The perfectly crescent-shaped beach at Mazunte is snugly nestled in a row of beaches on a sparsely populated coastline in Eastern Oaxaca. Until recently, Mazunte was better known for slaying turtles than as a tourism destination, because it was home to a turtle slaughterhouse. Fortunately as realisation of the turtle’s status as an endangered species grew, the operation was shut down and beachside bars and thatch huts known as palapas springing up in their place.
Getting to Mazunte from Puerto Escondido wasn’t difficult, thanks to Mexican public transport, which doesn’t seem to run to any kind of timetable but usually turns up when you need it. Finding a nice place to stay in proved more difficult – not for lack of choice, but because there wasn’t much on offer for a reasonable price.
The huts were either in new-age hippy retreats and far to expensive, or didn’t look habitable. One place we checked out offered us a bed for a bargain basement 50 pesos ($4) a night. The only catch was you would have to share the room with the landlord!
Eventually we found a thatched hut right on the beach for 120 pesos ($10) – it reminded me of a treehouse, as you had to climb up a ladder to access it. The top half of the front wall was open, affording a stunning view of the ocean. Thankfully the bed had a mosquito net otherwise we would have been eaten alive as there were no windows to keep the bugs out!
I’m glad we didn’t pay more for this place as the facilities were pretty basic. There was a problem with the plumbing, so we had no running water for the first 2 days, giving us another opportunity to refine our bucket-washing technique. The toilets didn’t work even with the water back on, so we used buckets to flush those too.
The place didn’t appear to be set up as a proper guesthouse. It was one of two rooms attached to the front of a series of huts where a family lived, and we shared the toilets and shower with them. They were really nice people but at times it felt like we were intruding on their lives, because every time we needed to use the facilities we would stare straight into their kitchen.
But with the room’s prime location – 40 steps from the ocean – these things were easy to overlook. Mazunte is a prime swimming beach, with stunning clear green water and waves that break close to shore so it is easy to swim up and down. I did laps a couple of times, and saw heaps of fish, including parrot fish, puffer fish and stingrays burrowing furtively in the sand.
One time I was cooling off after lying in the sun and I was gazing at some fish through my goggles when I felt a sudden, stinging pain spread over my face. I had been stung by a jelly fish! I think it was more the shock than anything else of having something wrapped around your head when you don’t expect it. I was pretty terrified, but the sting didn’t turn out too bad after I put ice on it.
Mazunte has lots of restaurants with chairs right on the beach – although thankfully they did not hog all of the sand, as happens in some places. The place had a nice quiet vibe, which was great for relaxing during the day, but it seemed eerily empty at night, Apparently we were there during low season (although to me this seems the perfect time of year to visit – hot, dry and no rain or hurricanes) which could have explained the lack of people. The other end of the beach, where the new-age place was, was slightly more abuzz with people but these were mainly annoying hippy deadbeats whiling away the time juggling, fire-twirling and not washing.
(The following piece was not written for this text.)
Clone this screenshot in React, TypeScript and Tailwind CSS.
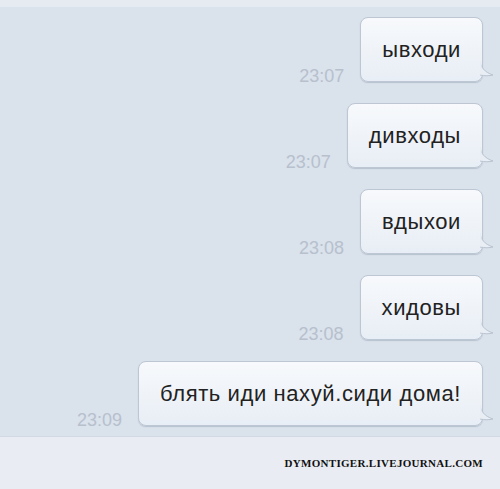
import React from "react";

interface Message {
  text: string;
  time: string;
}

const messages: Message[] = [
  { text: "ывходи", time: "23:07" },
  { text: "дивходы", time: "23:07" },
  { text: "вдыхои", time: "23:08" },
  { text: "хидовы", time: "23:08" },
  { text: "блять иди нахуй.сиди дома!", time: "23:09" },
];

const Tail = () => (
  <svg
    className="absolute right-[-13px] bottom-[3px]"
    width="16"
    height="18"
    viewBox="0 0 16 18"
  >
    <path
      d="M0 0 C1 6 4 11 13 14 C9 15 5 15 0 14 Z"
      fill="#e9eef5"
      stroke="#b9c3d0"
      strokeWidth="1"
    />
    <rect x="0" y="-1" width="1.5" height="14.5" fill="#e9eef5" />
  </svg>
);

const Bubble = ({ text, time }: Message) => (
  <div className="flex items-end gap-[16px]">
    <span className="text-[18px] leading-none text-[#b7c0cc] mb-[-3px]">{time}</span>
    <div className="relative">
      <div className="h-[65px] px-[21px] flex items-center rounded-[8px] border border-[#bdc7d3] bg-gradient-to-b from-[#f7f9fc] to-[#e8eef5] shadow-[0_1px_1px_rgba(120,135,155,0.35)] text-[22px] text-[#222] tracking-[0.6px]">
        {text}
      </div>
      <Tail />
    </div>
  </div>
);

export default function App() {
  return (
    <div
      className="w-[500px] h-[489px] bg-[#dae2ec] flex flex-col overflow-hidden"
      style={{ fontFamily: "'Liberation Sans', Arial, sans-serif" }}
    >
      <div className="h-[7px] bg-[#e6ebf2] shrink-0" />
      <div className="flex-1 flex flex-col items-end gap-[21px] pt-[10px] pr-[17px]">
        {messages.map((m, i) => (
          <Bubble key={i} text={m.text} time={m.time} />
        ))}
      </div>
      <div className="h-[53px] shrink-0 bg-[#e9edf3] border-t border-[#d2d9e2] flex items-center justify-end pr-[17px]">
        <span
          className="text-[11px] font-bold text-[#111] tracking-[0.3px]"
          style={{ fontFamily: "'Liberation Serif', serif" }}
        >
          DYMONTIGER.LIVEJOURNAL.COM
        </span>
      </div>
    </div>
  );
}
One night we took a bus over to neighbouring Zipolite, which has more going on in the way of bars and restaurants. Originally we had thought about staying here but the surf is supposed to be really rough (again, probably about on par with Bondi Beach) and not safe for swimming. The surf did look pretty rough, and we would not have been able to swim laps up and down like we did in Mazunte.
Zipolite’s long beach was lined with bars, and back one block the main street was filled with restaurants. We drank at the bar of an accommodation place that offered, among other things, hammocks for 50 pesos per night. The hammocks were strung up in a row, so if you slept in one, you were about half a metre away from the next person, which I think would do my head in!
I regretted our choice of cheap-looking restaurant as soon as our food was served. We ordered these giant taco things made on plate-sized tortillas called tlayudas. Instead of being crispy they were disturbingly chewy and there was hardly any filling in one of them – the lady had simply neglected to add the meat.
The buses back to Mazunte stopped well before we did, so we had to cab it back instead. We couldn’t find one anywhere in town, so we hiked up to the highway to try and find one.
Sure enough, we walked past a house and a guy ran out, asking us if we needed a ride. Turned out there was a taxi sitting right there in his front yard. The only catch was that it wouldn’t start, so we had to push it down the hilly driveway before the driver let the clutch out and ground the gear stick into reverse.
After five days of doing very little, we felt totally refreshed and ready for some more travel. Our next stop is the southern state of Chiapas, home to the mountainous colonial town of San Cristobal de las Casas, tropical forests and indigenous Maya people.